# SUPPLIED DATA
::::
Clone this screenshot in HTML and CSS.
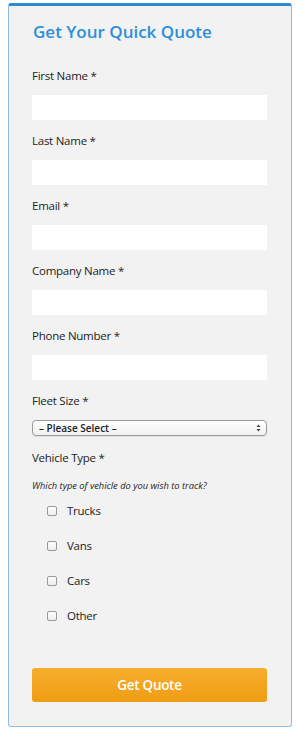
FILE: index.html
```html
<!DOCTYPE html>
<html>
<head>
<meta charset="utf-8">
<link rel="stylesheet" href="styles.css">
</head>
<body>
<form class="card">
  <h2 class="title">Get Your Quick Quote</h2>
  <div class="field"><label class="lbl">First Name *</label><input class="txt" type="text"></div>
  <div class="field"><label class="lbl">Last Name *</label><input class="txt" type="text"></div>
  <div class="field"><label class="lbl">Email *</label><input class="txt" type="text"></div>
  <div class="field"><label class="lbl">Company Name *</label><input class="txt" type="text"></div>
  <div class="field"><label class="lbl">Phone Number *</label><input class="txt" type="text"></div>
  <div class="field"><label class="lbl">Fleet Size *</label>
    <div class="select"><span>– Please Select –</span>
      <svg class="updown" width="5" height="8" viewBox="0 0 5 8"><path d="M0.5 3 L2.5 0.5 L4.5 3 Z M0.5 5 L2.5 7.5 L4.5 5 Z" fill="#444"/></svg>
    </div>
  </div>
  <div class="field vt"><label class="lbl">Vehicle Type *</label>
    <p class="help">Which type of vehicle do you wish to track?</p>
    <ul class="checks">
      <li><span class="box"></span>Trucks</li>
      <li><span class="box"></span>Vans</li>
      <li><span class="box"></span>Cars</li>
      <li><span class="box"></span>Other</li>
    </ul>
  </div>
  <button class="btn" type="button">Get Quote</button>
</form>
</body>
</html>
```
FILE: styles.css
```css
* { box-sizing: border-box; }
body {
  margin: 0;
  background: #fff;
  font-family: "Open Sans", "DejaVu Sans", sans-serif;
  color: #222;
}
.card {
  margin: 3px 8px 0 8px;
  width: 284px;
  height: 724px;
  background: #f2f2f2;
  border: 1px solid #8dbde6;
  border-top: 3px solid #2f8ad6;
  border-radius: 3px;
  padding: 14px 23px 0 23px;
}
.title {
  margin: 0 0 23px 1px;
  font-size: 17px;
  line-height: 24px;
  font-weight: 600;
  color: #2e8fd9;
}
.field { margin-bottom: 12px; }
.lbl {
  display: block;
  font-size: 11.5px;
  letter-spacing: -0.25px;
  line-height: 18px;
  margin-bottom: 10px;
  color: #222;
}
.txt {
  display: block;
  width: 235px;
  height: 25px;
  border: none;
  background: #fff;
  margin: 0;
  padding: 0 6px;
}
.select {
  width: 235px;
  height: 16px;
  border: 1px solid #9a9a9a;
  border-radius: 4px;
  background: linear-gradient(#ffffff, #f0f0f0);
  display: flex;
  align-items: center;
  justify-content: space-between;
  padding: 0 5px 0 6px;
  font-size: 10px;
  font-weight: 600;
  color: #222;
  box-shadow: 0 1px 1px rgba(0,0,0,0.08);
}
.updown { display: block; }
.vt { margin-bottom: 0; }
.vt .lbl { margin-top: 13px; margin-bottom: 0; }
.help {
  margin: 12px 0 0 0;
  font-size: 9.3px;
  font-style: italic;
  line-height: 14px;
  color: #222;
}
.checks {
  list-style: none;
  margin: 0;
  padding: 0;
}
.checks li {
  display: flex;
  align-items: center;
  height: 35px;
  font-size: 11.5px;
  letter-spacing: -0.25px;
  padding-left: 15px;
}
.box {
  width: 10px;
  height: 10px;
  border: 1px solid #999;
  border-radius: 2px;
  background: linear-gradient(#fff, #ececec);
  margin-right: 10px;
}
.btn {
  display: block;
  margin-top: 35px;
  width: 235px;
  height: 34px;
  border: none;
  border-radius: 3px;
  background: linear-gradient(#f7ae2c, #f09c14);
  color: #fff;
  font-family: "Open Sans", sans-serif;
  font-size: 13.5px;
  letter-spacing: -0.3px;
  font-weight: 600;
  padding: 0;
}
```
::::
# YOUR GOAL
Reproduce the material word for word. Any pictures should be left out of the copy.

# RESULT OF THE TASK
Clone this screenshot in HTML and CSS.
FILE: index.html
```html
<!DOCTYPE html>
<html>
<head>
<meta charset="utf-8">
<link rel="stylesheet" href="styles.css">
</head>
<body>
<form class="card">
  <h2 class="title">Get Your Quick Quote</h2>
  <div class="field"><label class="lbl">First Name *</label><input class="txt" type="text"></div>
  <div class="field"><label class="lbl">Last Name *</label><input class="txt" type="text"></div>
  <div class="field"><label class="lbl">Email *</label><input class="txt" type="text"></div>
  <div class="field"><label class="lbl">Company Name *</label><input class="txt" type="text"></div>
  <div class="field"><label class="lbl">Phone Number *</label><input class="txt" type="text"></div>
  <div class="field"><label class="lbl">Fleet Size *</label>
    <div class="select"><span>– Please Select –</span>
      <svg class="updown" width="5" height="8" viewBox="0 0 5 8"><path d="M0.5 3 L2.5 0.5 L4.5 3 Z M0.5 5 L2.5 7.5 L4.5 5 Z" fill="#444"/></svg>
    </div>
  </div>
  <div class="field vt"><label class="lbl">Vehicle Type *</label>
    <p class="help">Which type of vehicle do you wish to track?</p>
    <ul class="checks">
      <li><span class="box"></span>Trucks</li>
      <li><span class="box"></span>Vans</li>
      <li><span class="box"></span>Cars</li>
      <li><span class="box"></span>Other</li>
    </ul>
  </div>
  <button class="btn" type="button">Get Quote</button>
</form>
</body>
</html>
```
FILE: styles.css
```css
* { box-sizing: border-box; }
body {
  margin: 0;
  background: #fff;
  font-family: "Open Sans", "DejaVu Sans", sans-serif;
  color: #222;
}
.card {
  margin: 3px 8px 0 8px;
  width: 284px;
  height: 724px;
  background: #f2f2f2;
  border: 1px solid #8dbde6;
  border-top: 3px solid #2f8ad6;
  border-radius: 3px;
  padding: 14px 23px 0 23px;
}
.title {
  margin: 0 0 23px 1px;
  font-size: 17px;
  line-height: 24px;
  font-weight: 600;
  color: #2e8fd9;
}
.field { margin-bottom: 12px; }
.lbl {
  display: block;
  font-size: 11.5px;
  letter-spacing: -0.25px;
  line-height: 18px;
  margin-bottom: 10px;
  color: #222;
}
.txt {
  display: block;
  width: 235px;
  height: 25px;
  border: none;
  background: #fff;
  margin: 0;
  padding: 0 6px;
}
.select {
  width: 235px;
  height: 16px;
  border: 1px solid #9a9a9a;
  border-radius: 4px;
  background: linear-gradient(#ffffff, #f0f0f0);
  display: flex;
  align-items: center;
  justify-content: space-between;
  padding: 0 5px 0 6px;
  font-size: 10px;
  font-weight: 600;
  color: #222;
  box-shadow: 0 1px 1px rgba(0,0,0,0.08);
}
.updown { display: block; }
.vt { margin-bottom: 0; }
.vt .lbl { margin-top: 13px; margin-bottom: 0; }
.help {
  margin: 12px 0 0 0;
  font-size: 9.3px;
  font-style: italic;
  line-height: 14px;
  color: #222;
}
.checks {
  list-style: none;
  margin: 0;
  padding: 0;
}
.checks li {
  display: flex;
  align-items: center;
  height: 35px;
  font-size: 11.5px;
  letter-spacing: -0.25px;
  padding-left: 15px;
}
.box {
  width: 10px;
  height: 10px;
  border: 1px solid #999;
  border-radius: 2px;
  background: linear-gradient(#fff, #ececec);
  margin-right: 10px;
}
.btn {
  display: block;
  margin-top: 35px;
  width: 235px;
  height: 34px;
  border: none;
  border-radius: 3px;
  background: linear-gradient(#f7ae2c, #f09c14);
  color: #fff;
  font-family: "Open Sans", sans-serif;
  font-size: 13.5px;
  letter-spacing: -0.3px;
  font-weight: 600;
  padding: 0;
}
```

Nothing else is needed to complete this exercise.